Powstał z braku pieniędzy

Album zasłużył na swoją nazwę.

„Podczas nagrania przyklaskiwali i przytupywali nie tylko muzycy oraz pracownicy Radia 101,2, ale także ochroniarze ze studia oraz jacyś lewi ludzie. Przychodziłem do nich i poiłem, drażniłem koniakiem. Tak czy owak, w procesie tworzenia albumu wzięło udział ok. 25 osób” – wspomina tę pracę Aleksander Pamidorau, który wykonał w albumie ludową piosenkę żydowską „Lomir zich Iberbetn”.

Ten zespołowy duch spontanicznej twórczości jednoczył wszystkich twórców i po 10 latach od nagrania. I chyba zjednoczy też dziś.

„Dla mnie „Narodny Albom” pozostanie wyspą szczerości, kiedy absolutnie obcy ludzie stają się w Narodnym Albomie jedną rodziną – mówiła o nim Kasia Kamockaja, która dała płycie główny głos kobiecy.
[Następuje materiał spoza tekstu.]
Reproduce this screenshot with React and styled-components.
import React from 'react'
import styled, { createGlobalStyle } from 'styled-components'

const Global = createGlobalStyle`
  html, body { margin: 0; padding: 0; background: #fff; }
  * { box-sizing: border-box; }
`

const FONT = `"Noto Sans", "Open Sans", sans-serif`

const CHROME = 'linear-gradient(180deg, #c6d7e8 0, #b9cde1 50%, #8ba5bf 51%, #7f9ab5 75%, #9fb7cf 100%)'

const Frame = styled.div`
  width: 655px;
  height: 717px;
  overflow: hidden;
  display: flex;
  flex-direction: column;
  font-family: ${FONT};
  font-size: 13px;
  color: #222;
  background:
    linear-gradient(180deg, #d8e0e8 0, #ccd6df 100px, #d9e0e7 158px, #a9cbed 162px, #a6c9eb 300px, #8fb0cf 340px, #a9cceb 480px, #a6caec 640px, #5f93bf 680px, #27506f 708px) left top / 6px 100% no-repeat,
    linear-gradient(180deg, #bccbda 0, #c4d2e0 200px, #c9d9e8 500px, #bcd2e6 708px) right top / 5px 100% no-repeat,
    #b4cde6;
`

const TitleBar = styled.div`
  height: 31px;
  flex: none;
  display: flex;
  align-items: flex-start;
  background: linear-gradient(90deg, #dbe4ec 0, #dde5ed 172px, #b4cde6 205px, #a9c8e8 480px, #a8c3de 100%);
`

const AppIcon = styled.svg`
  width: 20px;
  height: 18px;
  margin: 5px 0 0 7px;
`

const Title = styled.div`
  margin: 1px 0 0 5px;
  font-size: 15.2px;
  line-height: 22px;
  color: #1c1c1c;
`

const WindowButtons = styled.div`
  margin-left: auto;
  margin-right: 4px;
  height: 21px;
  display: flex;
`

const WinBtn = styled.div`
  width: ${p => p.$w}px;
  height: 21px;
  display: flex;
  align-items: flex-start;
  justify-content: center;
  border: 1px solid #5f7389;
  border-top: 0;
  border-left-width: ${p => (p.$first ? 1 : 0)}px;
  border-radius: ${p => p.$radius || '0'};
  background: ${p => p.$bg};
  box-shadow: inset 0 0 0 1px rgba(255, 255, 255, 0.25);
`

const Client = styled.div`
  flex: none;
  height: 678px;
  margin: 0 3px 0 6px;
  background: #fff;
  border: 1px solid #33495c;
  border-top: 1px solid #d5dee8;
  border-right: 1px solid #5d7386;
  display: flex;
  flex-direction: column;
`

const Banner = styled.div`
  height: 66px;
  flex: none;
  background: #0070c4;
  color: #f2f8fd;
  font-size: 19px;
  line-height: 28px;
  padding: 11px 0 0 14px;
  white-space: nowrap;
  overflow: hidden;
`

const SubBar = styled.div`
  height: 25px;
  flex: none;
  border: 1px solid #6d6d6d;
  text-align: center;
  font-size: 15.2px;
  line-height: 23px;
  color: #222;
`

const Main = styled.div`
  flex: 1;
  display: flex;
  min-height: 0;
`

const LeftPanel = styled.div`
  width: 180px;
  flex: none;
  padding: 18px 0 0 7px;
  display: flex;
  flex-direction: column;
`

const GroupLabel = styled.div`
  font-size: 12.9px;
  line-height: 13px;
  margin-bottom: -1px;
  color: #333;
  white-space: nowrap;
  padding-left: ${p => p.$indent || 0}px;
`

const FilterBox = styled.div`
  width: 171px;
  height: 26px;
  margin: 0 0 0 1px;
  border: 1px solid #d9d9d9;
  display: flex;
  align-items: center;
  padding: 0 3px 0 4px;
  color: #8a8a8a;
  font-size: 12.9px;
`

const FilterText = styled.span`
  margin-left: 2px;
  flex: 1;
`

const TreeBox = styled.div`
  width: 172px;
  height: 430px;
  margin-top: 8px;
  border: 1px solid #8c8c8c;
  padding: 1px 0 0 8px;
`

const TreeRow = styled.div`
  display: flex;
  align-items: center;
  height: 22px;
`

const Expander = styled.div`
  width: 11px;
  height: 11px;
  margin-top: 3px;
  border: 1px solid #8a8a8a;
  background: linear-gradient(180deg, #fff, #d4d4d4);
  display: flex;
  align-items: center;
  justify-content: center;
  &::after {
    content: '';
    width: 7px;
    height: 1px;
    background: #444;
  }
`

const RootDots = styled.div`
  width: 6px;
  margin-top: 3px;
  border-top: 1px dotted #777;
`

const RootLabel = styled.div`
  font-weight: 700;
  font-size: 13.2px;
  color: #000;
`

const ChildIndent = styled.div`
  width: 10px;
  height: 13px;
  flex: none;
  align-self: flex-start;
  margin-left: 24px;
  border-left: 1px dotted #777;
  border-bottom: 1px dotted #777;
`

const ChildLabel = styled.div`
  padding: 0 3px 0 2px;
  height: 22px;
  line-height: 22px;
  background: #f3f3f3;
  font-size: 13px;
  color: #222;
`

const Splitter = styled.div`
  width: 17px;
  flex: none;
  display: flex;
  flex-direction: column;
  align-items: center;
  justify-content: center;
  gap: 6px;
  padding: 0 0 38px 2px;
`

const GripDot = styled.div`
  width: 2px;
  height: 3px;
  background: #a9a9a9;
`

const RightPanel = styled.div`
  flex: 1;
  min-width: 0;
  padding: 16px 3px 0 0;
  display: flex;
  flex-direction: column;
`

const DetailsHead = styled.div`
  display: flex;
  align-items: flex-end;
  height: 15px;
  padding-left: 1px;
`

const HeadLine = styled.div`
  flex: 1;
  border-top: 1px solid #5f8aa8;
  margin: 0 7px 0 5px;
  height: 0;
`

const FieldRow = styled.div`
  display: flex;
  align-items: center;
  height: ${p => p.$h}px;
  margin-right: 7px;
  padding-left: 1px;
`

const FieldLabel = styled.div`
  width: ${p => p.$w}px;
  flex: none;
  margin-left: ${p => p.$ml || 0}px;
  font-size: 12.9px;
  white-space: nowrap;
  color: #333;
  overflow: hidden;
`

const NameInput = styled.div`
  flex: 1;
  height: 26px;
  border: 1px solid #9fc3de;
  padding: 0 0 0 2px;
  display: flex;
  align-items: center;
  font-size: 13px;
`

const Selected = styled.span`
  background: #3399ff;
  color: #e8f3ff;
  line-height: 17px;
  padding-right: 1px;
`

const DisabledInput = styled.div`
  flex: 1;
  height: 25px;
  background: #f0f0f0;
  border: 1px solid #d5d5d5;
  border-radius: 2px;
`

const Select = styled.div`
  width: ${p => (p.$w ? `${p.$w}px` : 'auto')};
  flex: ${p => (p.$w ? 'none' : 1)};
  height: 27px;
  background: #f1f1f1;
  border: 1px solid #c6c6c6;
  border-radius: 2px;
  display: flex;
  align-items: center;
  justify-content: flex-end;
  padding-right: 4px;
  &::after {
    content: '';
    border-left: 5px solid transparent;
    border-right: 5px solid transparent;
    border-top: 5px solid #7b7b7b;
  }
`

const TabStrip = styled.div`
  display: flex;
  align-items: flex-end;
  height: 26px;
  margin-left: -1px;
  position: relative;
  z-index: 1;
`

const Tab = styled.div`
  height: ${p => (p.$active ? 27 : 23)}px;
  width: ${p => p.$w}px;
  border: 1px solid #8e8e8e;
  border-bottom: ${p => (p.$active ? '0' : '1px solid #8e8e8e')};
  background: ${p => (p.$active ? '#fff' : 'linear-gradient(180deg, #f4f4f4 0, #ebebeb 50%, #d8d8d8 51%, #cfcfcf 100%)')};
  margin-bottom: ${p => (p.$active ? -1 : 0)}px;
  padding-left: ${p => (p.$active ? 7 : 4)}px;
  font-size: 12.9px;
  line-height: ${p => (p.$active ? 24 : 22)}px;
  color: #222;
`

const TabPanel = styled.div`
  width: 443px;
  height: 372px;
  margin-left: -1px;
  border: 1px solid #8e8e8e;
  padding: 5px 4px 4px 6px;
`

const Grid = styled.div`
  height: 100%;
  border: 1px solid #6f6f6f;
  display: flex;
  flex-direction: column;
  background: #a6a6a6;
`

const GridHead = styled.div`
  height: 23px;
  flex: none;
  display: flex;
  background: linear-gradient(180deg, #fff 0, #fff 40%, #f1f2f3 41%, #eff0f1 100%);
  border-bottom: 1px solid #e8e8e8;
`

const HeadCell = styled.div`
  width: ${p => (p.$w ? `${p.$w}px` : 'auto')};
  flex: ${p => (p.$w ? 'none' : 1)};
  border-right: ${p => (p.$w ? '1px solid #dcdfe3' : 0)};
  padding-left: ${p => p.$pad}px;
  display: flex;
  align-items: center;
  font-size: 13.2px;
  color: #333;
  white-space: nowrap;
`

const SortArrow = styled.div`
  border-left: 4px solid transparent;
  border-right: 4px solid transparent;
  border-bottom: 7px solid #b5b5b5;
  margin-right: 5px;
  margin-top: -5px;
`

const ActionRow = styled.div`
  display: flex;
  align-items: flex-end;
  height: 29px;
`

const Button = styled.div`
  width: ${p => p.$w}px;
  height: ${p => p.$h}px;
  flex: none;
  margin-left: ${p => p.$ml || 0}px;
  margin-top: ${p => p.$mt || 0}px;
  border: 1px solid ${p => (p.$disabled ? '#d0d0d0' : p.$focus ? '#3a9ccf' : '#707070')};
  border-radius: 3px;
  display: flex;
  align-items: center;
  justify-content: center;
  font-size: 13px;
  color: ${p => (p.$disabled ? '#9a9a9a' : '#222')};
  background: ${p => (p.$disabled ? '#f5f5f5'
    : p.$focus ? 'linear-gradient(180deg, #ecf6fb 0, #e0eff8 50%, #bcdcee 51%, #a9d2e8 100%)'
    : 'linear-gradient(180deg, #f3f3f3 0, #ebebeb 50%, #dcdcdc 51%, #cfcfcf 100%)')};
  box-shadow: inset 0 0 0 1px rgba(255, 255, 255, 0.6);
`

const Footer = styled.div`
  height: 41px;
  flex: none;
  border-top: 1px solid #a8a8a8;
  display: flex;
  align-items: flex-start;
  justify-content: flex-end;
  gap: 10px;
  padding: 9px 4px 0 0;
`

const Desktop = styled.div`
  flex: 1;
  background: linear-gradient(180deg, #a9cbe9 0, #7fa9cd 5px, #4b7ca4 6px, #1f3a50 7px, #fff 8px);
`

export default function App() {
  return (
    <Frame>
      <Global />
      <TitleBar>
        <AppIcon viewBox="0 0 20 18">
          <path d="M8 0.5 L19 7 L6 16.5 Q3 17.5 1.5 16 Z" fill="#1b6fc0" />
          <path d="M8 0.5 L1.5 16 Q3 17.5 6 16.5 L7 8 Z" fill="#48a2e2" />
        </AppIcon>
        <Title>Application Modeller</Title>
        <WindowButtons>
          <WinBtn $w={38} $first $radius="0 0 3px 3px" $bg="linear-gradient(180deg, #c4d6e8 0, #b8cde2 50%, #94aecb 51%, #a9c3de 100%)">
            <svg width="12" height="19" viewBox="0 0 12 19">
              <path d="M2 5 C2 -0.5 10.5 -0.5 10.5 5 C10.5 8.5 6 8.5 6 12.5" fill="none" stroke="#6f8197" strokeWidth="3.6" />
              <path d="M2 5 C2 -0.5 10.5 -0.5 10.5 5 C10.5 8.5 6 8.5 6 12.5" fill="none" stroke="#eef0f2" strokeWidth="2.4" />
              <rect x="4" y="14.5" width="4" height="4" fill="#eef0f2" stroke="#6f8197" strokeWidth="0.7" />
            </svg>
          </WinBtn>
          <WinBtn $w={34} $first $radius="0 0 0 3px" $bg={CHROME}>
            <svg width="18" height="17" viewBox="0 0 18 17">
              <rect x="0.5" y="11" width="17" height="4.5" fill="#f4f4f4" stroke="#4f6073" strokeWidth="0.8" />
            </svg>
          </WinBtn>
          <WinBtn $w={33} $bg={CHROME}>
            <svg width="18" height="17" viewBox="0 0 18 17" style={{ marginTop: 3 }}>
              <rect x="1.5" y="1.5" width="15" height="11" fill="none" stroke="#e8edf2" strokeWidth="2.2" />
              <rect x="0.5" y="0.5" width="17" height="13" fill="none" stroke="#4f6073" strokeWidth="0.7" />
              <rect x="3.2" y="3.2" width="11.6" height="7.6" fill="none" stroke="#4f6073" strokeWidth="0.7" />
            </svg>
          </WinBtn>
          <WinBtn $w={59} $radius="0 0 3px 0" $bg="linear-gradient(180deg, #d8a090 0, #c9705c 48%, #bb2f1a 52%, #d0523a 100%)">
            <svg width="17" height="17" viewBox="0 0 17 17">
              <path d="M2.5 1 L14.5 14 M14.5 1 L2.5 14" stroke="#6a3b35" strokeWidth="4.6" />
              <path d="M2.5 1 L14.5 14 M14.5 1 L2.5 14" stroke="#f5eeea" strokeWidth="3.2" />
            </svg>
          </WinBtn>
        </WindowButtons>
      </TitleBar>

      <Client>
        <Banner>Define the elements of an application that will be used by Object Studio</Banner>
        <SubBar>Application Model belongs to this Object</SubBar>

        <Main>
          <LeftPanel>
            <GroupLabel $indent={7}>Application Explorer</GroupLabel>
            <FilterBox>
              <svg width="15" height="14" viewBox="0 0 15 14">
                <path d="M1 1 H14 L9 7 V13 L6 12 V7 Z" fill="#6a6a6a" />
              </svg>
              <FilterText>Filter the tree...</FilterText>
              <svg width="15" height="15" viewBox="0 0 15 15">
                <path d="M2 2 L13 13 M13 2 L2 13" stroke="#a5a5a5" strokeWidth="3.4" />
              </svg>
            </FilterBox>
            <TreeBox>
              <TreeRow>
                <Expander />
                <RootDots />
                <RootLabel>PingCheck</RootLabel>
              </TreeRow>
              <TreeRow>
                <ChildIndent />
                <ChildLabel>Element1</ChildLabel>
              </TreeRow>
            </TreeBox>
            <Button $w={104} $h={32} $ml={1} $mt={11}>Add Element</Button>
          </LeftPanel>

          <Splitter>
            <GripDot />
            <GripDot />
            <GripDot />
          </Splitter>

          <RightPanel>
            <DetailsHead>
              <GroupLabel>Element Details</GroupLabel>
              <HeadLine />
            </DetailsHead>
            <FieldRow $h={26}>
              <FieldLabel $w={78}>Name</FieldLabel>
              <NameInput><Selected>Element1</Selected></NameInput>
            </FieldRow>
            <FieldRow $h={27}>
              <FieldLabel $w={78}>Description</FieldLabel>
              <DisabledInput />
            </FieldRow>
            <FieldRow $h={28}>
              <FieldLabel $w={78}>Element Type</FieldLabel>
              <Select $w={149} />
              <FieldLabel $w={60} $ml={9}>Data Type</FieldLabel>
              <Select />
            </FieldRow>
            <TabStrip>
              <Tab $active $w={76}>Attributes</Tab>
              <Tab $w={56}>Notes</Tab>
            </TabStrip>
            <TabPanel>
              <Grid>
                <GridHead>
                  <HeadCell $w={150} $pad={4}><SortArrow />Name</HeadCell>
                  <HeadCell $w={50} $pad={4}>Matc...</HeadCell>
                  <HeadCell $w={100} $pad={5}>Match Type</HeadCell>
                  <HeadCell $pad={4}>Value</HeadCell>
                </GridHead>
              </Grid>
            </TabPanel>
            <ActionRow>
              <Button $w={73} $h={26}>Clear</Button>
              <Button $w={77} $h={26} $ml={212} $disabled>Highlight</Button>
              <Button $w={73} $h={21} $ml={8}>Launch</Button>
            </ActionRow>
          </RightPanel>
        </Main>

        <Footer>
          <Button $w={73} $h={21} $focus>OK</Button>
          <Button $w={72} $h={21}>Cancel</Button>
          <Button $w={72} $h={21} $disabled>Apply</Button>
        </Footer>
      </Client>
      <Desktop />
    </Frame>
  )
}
Stary, dobry „Narodny Albom” na nowym poziomie

W trzymaniu się razem takiej ilości absolutnie różnych ludzi i stworzeniu albumu – ikony, paradoksalnie pomógł muzykom brak pieniędzy i jakiejkolwiek dyscypliny.

„Nikt nie bał się robić czegoś głupkowatego. Michał Aniemapdystau pisał po prostu bez przerwy pomiędzy zasadniczą pracą i pracą nad projektami. Myślę, że nie bardzo redagował teksty. Naszym zadaniem było nie zepsuć jego tekstów naszymi trzema akordami. Wszystko robiło się tak po wariacku, czasem graliśmy zupełnie nie w temat, nie przejmowaliśmy się tym, jak będzie brzmieć ta czy inna muzyka. Wszyscy byli na wielkim luzie” – wspomina Lawon Wolski.
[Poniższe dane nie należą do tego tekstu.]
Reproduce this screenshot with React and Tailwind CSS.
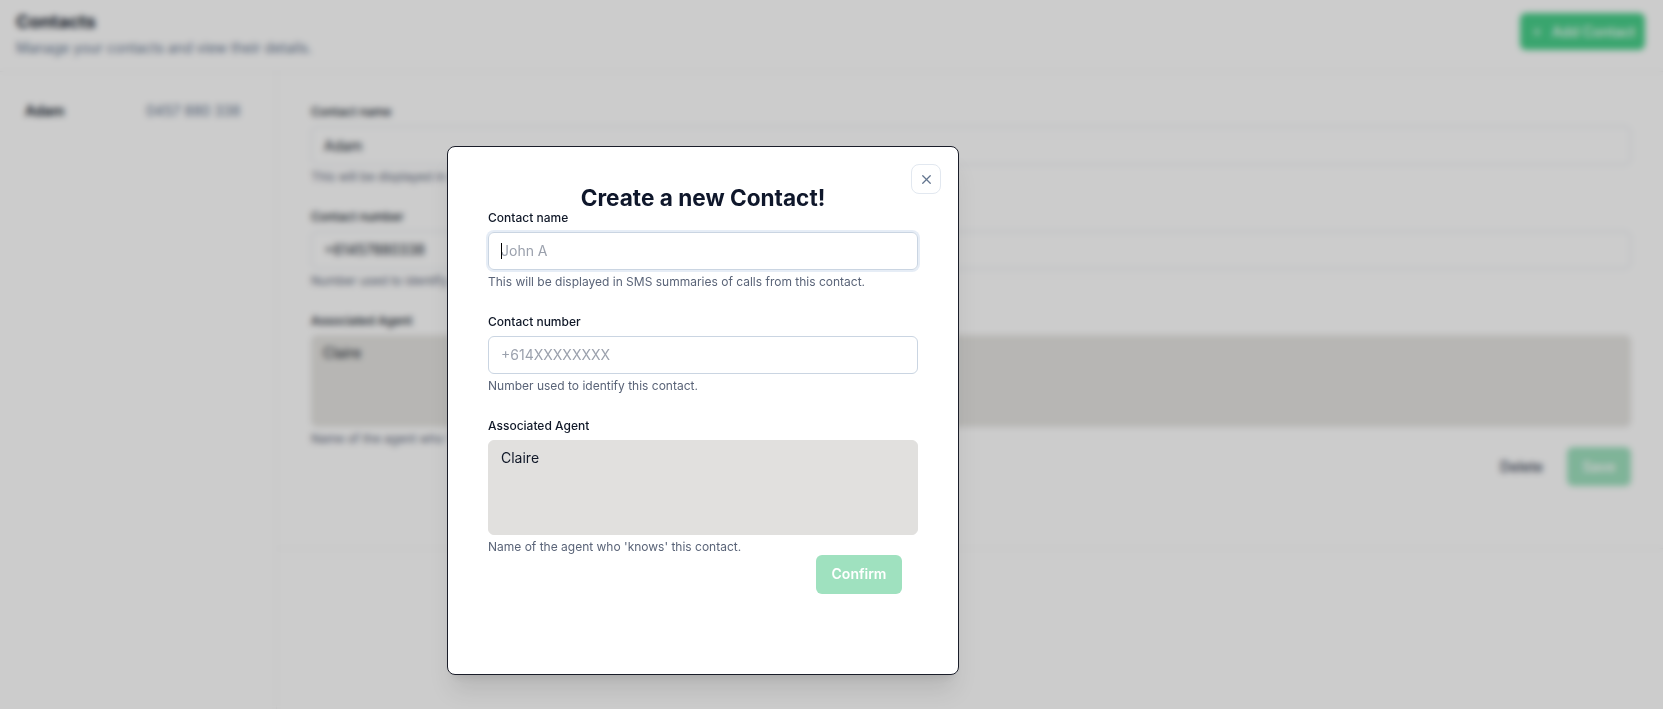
import React from 'react';
import { Plus, X } from 'lucide-react';

const Field = ({ label, help, children }) => (
  <div className="flex flex-col">
    <label className="text-xs font-medium leading-4 text-gray-900">{label}</label>
    <div className="mt-[6px]">{children}</div>
    <p className="mt-1 text-xs leading-4 text-[#5a6478]">{help}</p>
  </div>
);

const ContactsPage = () => (
  <div className="flex h-full flex-col bg-white">
    {/* Header */}
    <div className="flex h-[72px] shrink-0 items-start justify-between border-b border-gray-100 pl-4 pr-[18px]">
      <div className="pt-[9px]">
        <h1 className="text-lg font-bold leading-[26px] text-gray-900">Contacts</h1>
        <p className="mt-[3px] text-sm leading-5 text-slate-500">Manage your contacts and view their details.</p>
      </div>
      <button className="mt-[13px] flex h-[37px] w-[125px] items-center justify-center gap-2 rounded-md bg-[#48cf8a] text-sm font-medium text-white">
        <Plus size={14} />
        Add Contact
      </button>
    </div>

    <div className="flex flex-1">
      {/* Contact list */}
      <div className="w-[277px] shrink-0 border-r border-gray-100 px-[25px] pt-[29px]">
        <div className="flex text-sm leading-5">
          <span className="w-[121px] font-semibold text-gray-900">Adam</span>
          <span className="text-slate-500">0457 880 338</span>
        </div>
      </div>

      {/* Details */}
      <div className="flex-1">
        <div className="flex flex-col gap-6 border-b border-gray-100 pb-[62px] pl-[34px] pr-8 pt-8">
          <Field label="Contact name" help="This will be displayed in SMS summaries of calls from this contact.">
            <div className="flex h-[39px] items-center rounded-md border border-slate-200 px-3 text-sm text-gray-900">Adam</div>
          </Field>
          <Field label="Contact number" help="Number used to identify this contact.">
            <div className="flex h-[38px] items-center rounded-md border border-slate-200 px-3 text-sm text-gray-900">+61457880338</div>
          </Field>
          <div className="flex flex-col">
            <Field label="Associated Agent" help="Name of the agent who 'knows' this contact.">
              <div className="h-[92px] rounded-md bg-[#e5e4e1] px-3 py-2 text-sm text-gray-900">Claire</div>
            </Field>
            <div className="flex items-center justify-end gap-6">
              <span className="text-sm font-medium text-gray-700">Delete</span>
              <button className="h-[39px] w-16 rounded-md bg-[#9fe1bf] text-sm font-semibold text-white">Save</button>
            </div>
          </div>
        </div>
      </div>
    </div>
  </div>
);

const CreateContactDialog = () => (
  <div className="absolute left-[447px] top-[146px] flex h-[529px] w-[512px] flex-col rounded-lg border border-[#1a1d29] bg-white px-10 shadow-xl">
    <button className="absolute right-[17px] top-[17px] flex h-[30px] w-[30px] items-center justify-center rounded-lg border border-slate-200 text-slate-500">
      <X size={15} strokeWidth={2} />
    </button>

    <h2 className="pt-[40px] text-center text-[22.6px] font-bold leading-none text-slate-900">Create a new Contact!</h2>

    <div className="flex flex-col gap-6">
      <Field label="Contact name" help="This will be displayed in SMS summaries of calls from this contact.">
        <div className="relative">
          <input
            className="h-[38px] w-full rounded-md border border-slate-300 px-3 text-sm text-gray-900 outline-none ring-2 ring-[#e6edf6] placeholder:text-[#9ba1ad]"
            placeholder="John A"
          />
          <span className="absolute left-[13px] top-[11px] h-4 w-px bg-black" />
        </div>
      </Field>

      <Field label="Contact number" help="Number used to identify this contact.">
        <input
          className="h-[38px] w-full rounded-md border border-slate-300 px-3 text-sm text-gray-900 outline-none placeholder:text-[#9ba1ad]"
          placeholder="+614XXXXXXXX"
        />
      </Field>

      <div className="flex flex-col">
        <Field label="Associated Agent" help="Name of the agent who 'knows' this contact.">
          <textarea
            className="block h-[95px] w-full resize-none rounded-md border border-[#e1e0de] bg-[#e1e0de] px-3 py-[5px] text-sm leading-6 text-gray-900 outline-none"
            defaultValue="Claire"
            disabled
          />
        </Field>
        <div className="flex justify-end pr-4">
          <button className="h-[39px] w-[86px] rounded-md bg-[#9fe1bf] text-sm font-semibold text-white">Confirm</button>
        </div>
      </div>
    </div>
  </div>
);

export default function App() {
  return (
    <div className="relative h-[709px] w-full overflow-hidden font-['Inter',sans-serif]">
      <ContactsPage />
      <div className="absolute inset-0 bg-black/20 backdrop-blur-[3px]" />
      <CreateContactDialog />
    </div>
  );
}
Zapowiada on, że wrześniowa premiera nie będzie pod względem koncepcji zbytnio odróżniać się od oryginału.

„Tym razem będzie grać cała orkiestra – 20 muzyków. Bo wszystko musi dziać się w białostockiej operze, a to wielka pod względem rozmiarów i możliwości technicznych scena. Na Białorusi nic podobnego nie ma. Dlatego poszerzyliśmy skład uczestników i będziemy robić nowe aranżacje piosenek. To będzie ten sam stary, dobry „Narodny Albom”, ale znacznie wyższym poziomie” – obiecuje Wolski.

Spektakl „Narodny Albom. 20 lat” stanie się częścią festiwalu „Wchód Kultury. Inny Wymiar”, koordynowanego przez Białostocki Ośrodek Kultury oraz Narodowe Centrum Kultury, przy wsparciu portalu kulturadostepna.pl. Koproducentem widowiska jest Narodowy Instytut Audiowizualny.

Impreza odbędzie się w trzech największych miastach wschodniej Polski – Rzeszowie, Lublinie i Białymstoku – z udziałem artystów i muzyków z krajów Partnerstwa Wschodniego – Armenii, Azerbejdżanu, Białorusi, Gruzji, Mołdawii i Ukrainy.

Tradycyjna cecha wszystkich wydarzeń festiwalu to brak biletów: wejście na seanse kinowe, spektakle i koncerty jest bezpłatne.